Sara K.: Closer than they appear/Sara K., vocals (Chesky CD) I came across Sara K. when I was listening to the Chesky jazz sampler/audio test album I described in my previous “Favorite Things.” Sara K. caught my attention because of her distinctive, angular sound: a combination of folk, blues and pop with abrupt shifts, fragmented rhythms and odd phrasing. I enjoyed the selection so much I bought the entire album and have played this track many times while both checking sound quality and listening for pleasure. The rest of the songs on the CD, all written by Sara K., are just as interesting and entertaining.

“Miles Away” (Sara K.):

 

Various: Divertissements: Fantasies and Impromptus/Lavinia Meijer, harp (Channel Classics SACD) Got harp music for depicting angels in heaven? For performing Pachelbel’s “Canon” at weddings? That’s almost all I thought harp solos were for until I discovered Divertissements. I was suspicious at first (20th century classical music written specifically for the harp?) but this is impressive. The superb resonance and remarkable flexibility of the instrument are qualities I wasn’t aware of before. And the compositions are as satisfying as music written for any other instrument. This is a great disc!

Trois Morceaux: Variations sur un thème dans le style ancien (Carlos Salzedo)

 

Glass: Metamorphosis/Lavinia Meijer, harp (Channel Classics SACD) Same artist as above performing transcribed music by minimalist composer Philip Glass in a selection that’s haunting and somewhat mysterious…far from heavenly but other worldly nevertheless.

Metamorphosis Five, Moderate:

 

Jenkins: The Armed Man – A Mass For Peace/ Karl Jenkins, cond. (Virgin Records CD) Here’s another of those guilty pleasures I shouldn’t enjoy but do. It isn’t very challenging or complex. Some of it sounds like the score for a biblical movie or Battle of the Titans – a popular music element not surprising because Jenkins used to be a jazz instrumentalist (playing oboe) and belonged to a rock band. But The Armed Man is also melodic, tonal and catchy when Jenkins hasn’t gone overboard. Most critics thought the piece was derivative and eclectic but admitted they liked it anyway. “Good” or “bad” music aside, whenever I listen to it I’m glad I did.

“Kyrie”

 

Nino Rota, others: Fellini Jazz/Enrico Pieranunzi Quintet (CAM CD) Nino Rota composed the scores for several well-known movies including Franco Zeffirelli’s Romeo and Juliet and two of The Godfather films. He also wrote the scores for almost every film directed by Federico Fellini. Here, in Fellini Jazz, Pieranunzi leads his group in relaxing interpretations of music from a handful of Fellini films including some of my favorites (like the theme from La Strada) but missing some others (like the theme from 8 ½). Rota also wrote orchestral and chamber music but I don’t find the pieces I’ve heard as memorable as his film scores, which are always distinctive.

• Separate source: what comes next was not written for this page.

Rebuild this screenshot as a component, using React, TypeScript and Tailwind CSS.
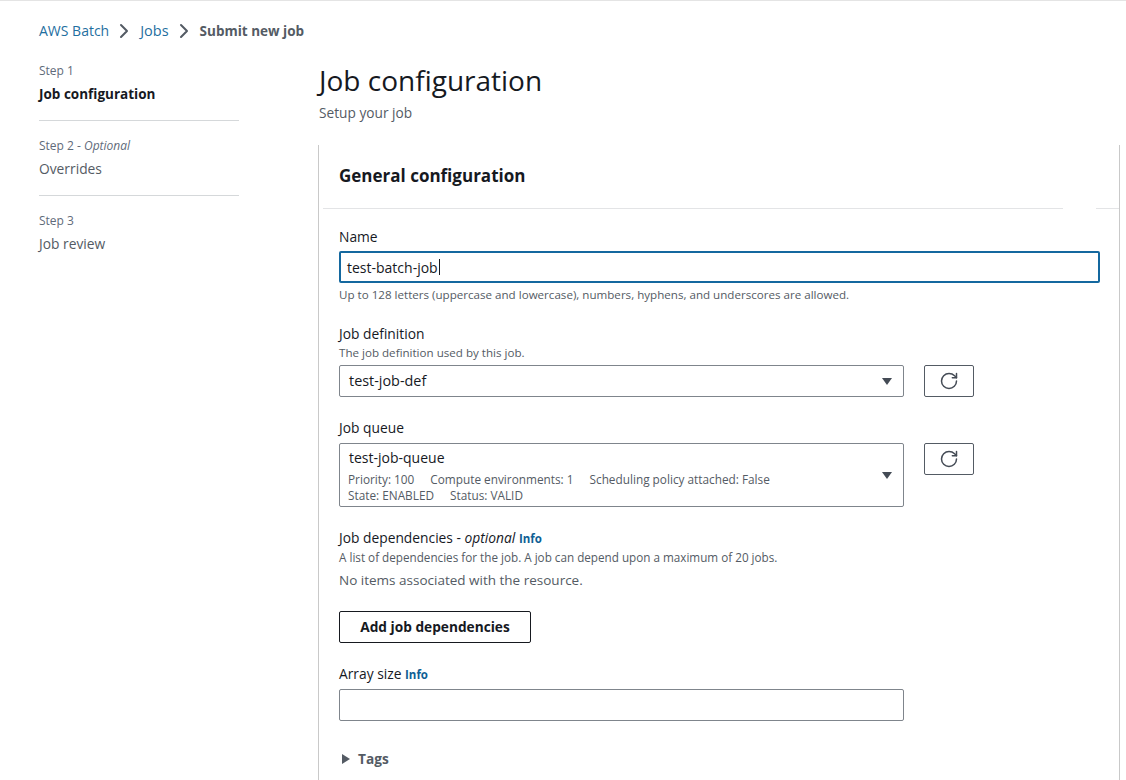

“Amarcord” (Nino Rota, from the film of the same name):

 

Various: Dancing in the Isles/Musica Pacifica (SOLIMAR CD) Not the Olympic airways ad from the 1960s where passengers listening to Greek music were told “please, no dancing in the aisles.” These selections of Baroque and traditional music from England, Scotland and Ireland are performed on period instruments by the early music group Musica Pacifica, a terrific ensemble I’ve heard many times at the Berkeley (CA) Early Music Festival – one of the largest early music festivals in the world. Every track on this recording is appealing so do clear the aisles…just remember to dance six feet apart.